It remains a fixed principle in law that the conveyancer represents the seller no matter who appointed him.
This is because the seller authorises the transferring attorney, by way of a power of attorney, to transfer the property to the purchaser.
The parties may agree to use the purchaser’s transferring attorney, however, should the seller refuse, the transferring attorney of the seller must be used. Sometimes the agent insists that their attorneys on the panel are used. Regardless of who requests the transferring attorney, THE SELLER has the final decision.
This has been confirmed in a number of High Court decisions.
It is the purchaser’s responsibility to pay the transfer fees and therefore they often feel that they have the right to appoint the attorney. However, the purchaser is responsible to raise the finance and paying the full purchase price and costs, often by way of a bond, and the seller is generally more protected by his attorney managing these important elements and ensuring that these funds are received in order to effect an efficient transfer into the name of the purchaser.

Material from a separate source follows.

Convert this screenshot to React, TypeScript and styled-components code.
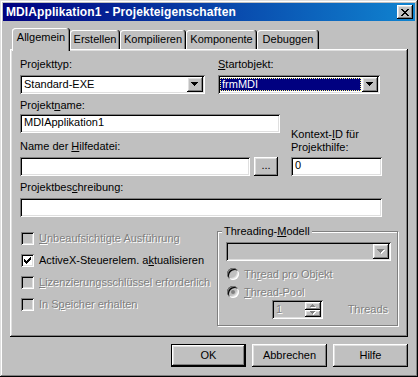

The transferring attorney has to ensure that the purchase price is secured and available and a purchaser’s attorney may be persuaded to rely on the assurances of his client, the purchaser, that the money is available. This could result in dire consequences for both the purchaser and the attorney should this prove to be incorrect. It is generally regarded that the seller, as the owner of the property, stands to lose more than the purchaser and therefore has a stronger claim to the appointment of the conveyancer.
Should the parties agree to use the purchaser’s attorney it would be advisable to include a clause to such effect in the offer to purchase as well as the reasons for the appointment of such attorney.
These days it is increasingly common for buyers to try to enforce their own choice of a conveyancer, especially those shopping around for discounts.
Some agencies have been guilty of aggravating the problem. Attorneys have personally experienced cases where the seller specifically intends to appoint them as their conveyancer, only for both of them to find that the agency has already engaged a conveyancer of its own choice to issue a quotation for the buyer’s fees with a 20% discount automatically included. The quotation is presented to the buyer before the seller is even aware that an OTP exists!
This is highly unprofessional conduct on the part of the agent and the buyer, and one can only guess at what the ‘relationship’ between the agency and the quick-fire attorney is. This is also a direct violation of the EAAB Code of Conduct, and should the agent/agency be found in contravention to the code of conduct a fine and/or other penalties will be levied against the offending party.
This sort of conduct is highly prejudicial to the interests of all parties to a sale.
A purchaser, while still compiling his OTP, recently contacted an attorney and demanded a 25% discount on his fees as a right. The reason? Other conveyancers had done this for him before. When it was pointed out that the seller had the exclusive right to appoint the transferring conveyancer, who likewise had the right to charge a reasonable fee, he retorted, “why can’t buyers put up the transfer to any three conveyancers of their choice and accept the lowest quote?”
Another purchaser of an East Rand property, who had known for some time that a certain attorney was the nominated conveyancer, promptly (on the bond grant) approached another firm in Nelspruit (!) for a reduced rate and, on obtaining a 25% discount, told the attorney he would no longer be using their services. The Nelspruit firm was originally unaware of the seller’s attorney being appointed and immediately withdrew its quote. Why would the seller want to use an unknown firm in Nelspruit?
These are only a few examples of buyers who think that, because they are paying the transfer fees, they should be entitled to shop around and engage whichever conveyancer offers the fattest discount.
Just one matter in which John Gilchrist Attorneys were involved should be sufficient to convince any seller that it is not in his interests to allow his purchaser to appoint a conveyancer of his choice. The seller here let his purchaser choose the conveyancer who soon advised the seller in writing that the full purchase price (R2.4 million) had been paid to him in cash. When some months later the seller enquired why the transfer was taking so long the conveyancer replied that he had been obliged to refund the deposit to the purchaser in full because he had instructed him to repay it! The conveyancer justified his action by saying he had been appointed as the purchaser’s conveyancer and had to act on the purchaser’s instructions. At the same time, the seller discovered that the purchaser had totally demolished the seller’s home as well!
Fortunately, but only after some time and much sweating on the seller’s part, the situation was eventually resolved, but be warned!
It is not in the seller’s interests to allow a purchaser’s conveyancer to do his transfer.
When things go wrong, the conveyancer will shield the purchaser.
So, we’ve moved from the days where conveyancers were only allowed to market their services professionally so that the highest standards would be maintained and competition was based on service delivery alone to a new era where the goose goes to the highest bidder (more correctly here, the lowest bidder!) For those who think the buyers have a point, it must be remembered that every buyer will one day become a seller and will then be the one needing the most protection.
The only way we, as estate agents and other role-players, can restrain property buyers from thinking everything must go their way is to maintain our own standards and to avoid yielding to demanding buyers.